Le preguntamos al encargado qué va a pasar con los clientes que aún viven, y nos contesta que los imagina emigrando al San Bernardo, más conocido entre los jóvenes como “El Sanber”, otro café notable de principios del siglo pasado. “Allá van pibes, acá no logramos atraer a nadie… Vino gente de Patrimonio Histórico con la idea de remodelar. Estuvieron viendo el lugar, pero la decisión ya estaba tomada”.
Los Andes fue declarado Bar Notable en el año 2013. El blog Bar de Fondo habla de un reducto “rudo”, de su “fisonomía gastada”, “su espíritu”, “su personalidad”. Mesas simples, sillas forradas de plástico negro, paredes despintadas de verde.
A Cantini no le gusta nada enterarse de estas cosas. “Siempre sostengo que cuando cierra un café, Buenos Aires pierde carácter”. De su investigación personal se desprende que los vecinos de la comunidad armenia, cuando se afincaron en la cuadra, en el año 1924, el bar ya existía. “O sea, sin muchos papeles que lo acrediten, puede catalogarse como centenario”.

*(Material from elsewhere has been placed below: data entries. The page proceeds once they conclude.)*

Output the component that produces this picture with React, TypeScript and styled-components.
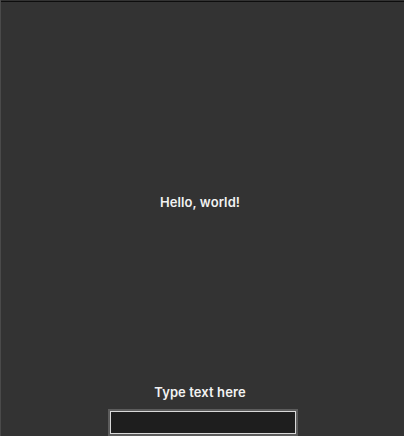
import React, { useState } from 'react';
import styled, { createGlobalStyle } from 'styled-components';

const GlobalStyle = createGlobalStyle`
  html, body {
    margin: 0;
    padding: 0;
    background: #333333;
  }
  body {
    font-family: Inter, "Liberation Sans", Arial, sans-serif;
  }
`;

const Window = styled.div`
  box-sizing: border-box;
  height: 436px;
  padding-top: 1px;
  background: #333333;
  border-left: 1px solid #4a4a4a;
  display: flex;
  flex-direction: column;
`;

const Frame = styled.div`
  flex: 1;
  display: flex;
  flex-direction: column;
  border-top: 1px solid #0d0d0d;
`;

const Main = styled.div`
  flex: 1;
  display: flex;
  align-items: center;
  justify-content: center;
  padding: 26px 5px 0 0;
`;

const Label = styled.span`
  color: #f2f2f2;
  font-size: 13px;
  font-weight: 600;
  line-height: 16px;
  letter-spacing: 0.1px;
`;

const Footer = styled.div`
  display: flex;
  flex-direction: column;
  align-items: center;
  gap: 11px;
  padding: 8px 5px 2px 0;
`;

const TextInput = styled.input`
  box-sizing: border-box;
  width: 186px;
  height: 23px;
  margin: 0 0 0 5px;
  padding: 0 4px;
  background: #1e1e1e;
  border: 1px solid #d8d8d8;
  border-radius: 0;
  box-shadow: 0 0 0 2px #5c5c5c;
  color: #f2f2f2;
  font-family: Inter, "Liberation Sans", Arial, sans-serif;
  font-size: 13px;
  outline: none;
`;

const App: React.FC = () => {
  const [text, setText] = useState('');

  return (
    <>
      <GlobalStyle />
      <Window>
        <Frame>
          <Main>
            <Label>Hello, world!</Label>
          </Main>
          <Footer>
            <Label>Type text here</Label>
            <TextInput value={text} onChange={(e) => setText(e.target.value)} />
          </Footer>
        </Frame>
      </Window>
    </>
  );
};

export default App;
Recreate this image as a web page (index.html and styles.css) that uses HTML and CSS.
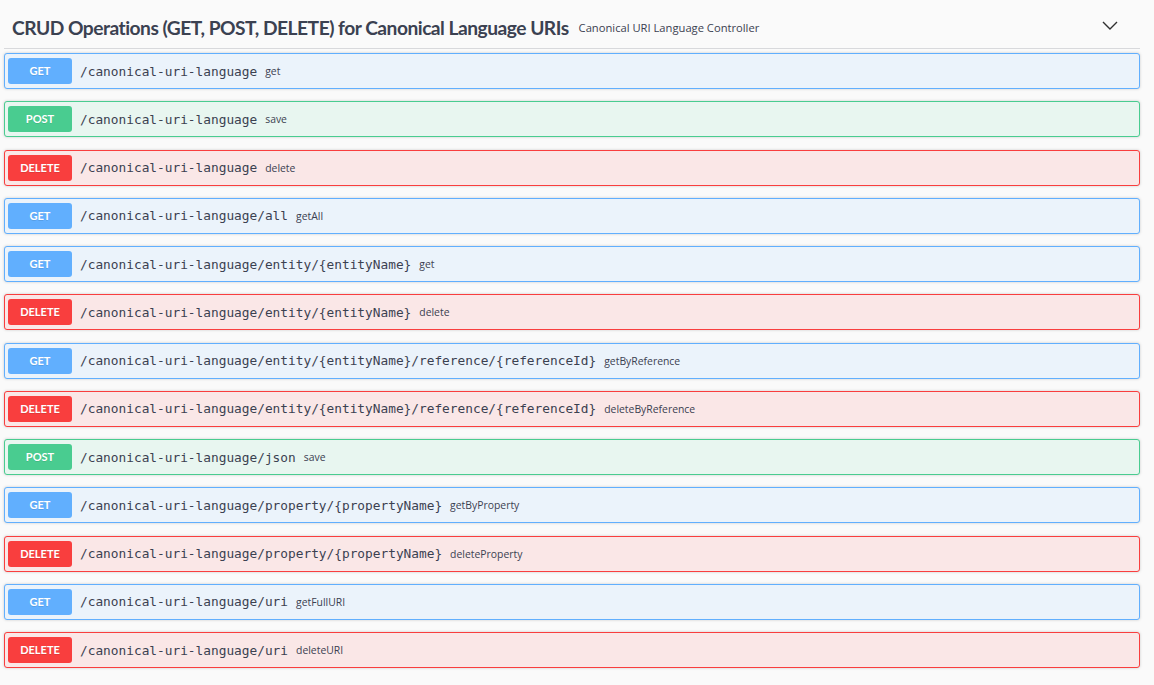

El Gobierno de la Ciudad les propuso una presentación al programa de mecenazgo para conseguir un dinero que les permitiera llevar adelante las mejoras del local. “Al parecer -dice Cantini-, empezaron a reunir la documentación y de pronto se echaron atrás: cuando el dueño de una propiedad decide ponerle punto final a un negocio, no queda mucho más por hacer”.
Se levanta de la mesa y va hasta el mostrador con la mirada teñida de melancolía. Después le da un fuerte apretón de manos al encargado y por último le desea “mucha suerte”. Si usted quiere hacer lo mismo, apúrese.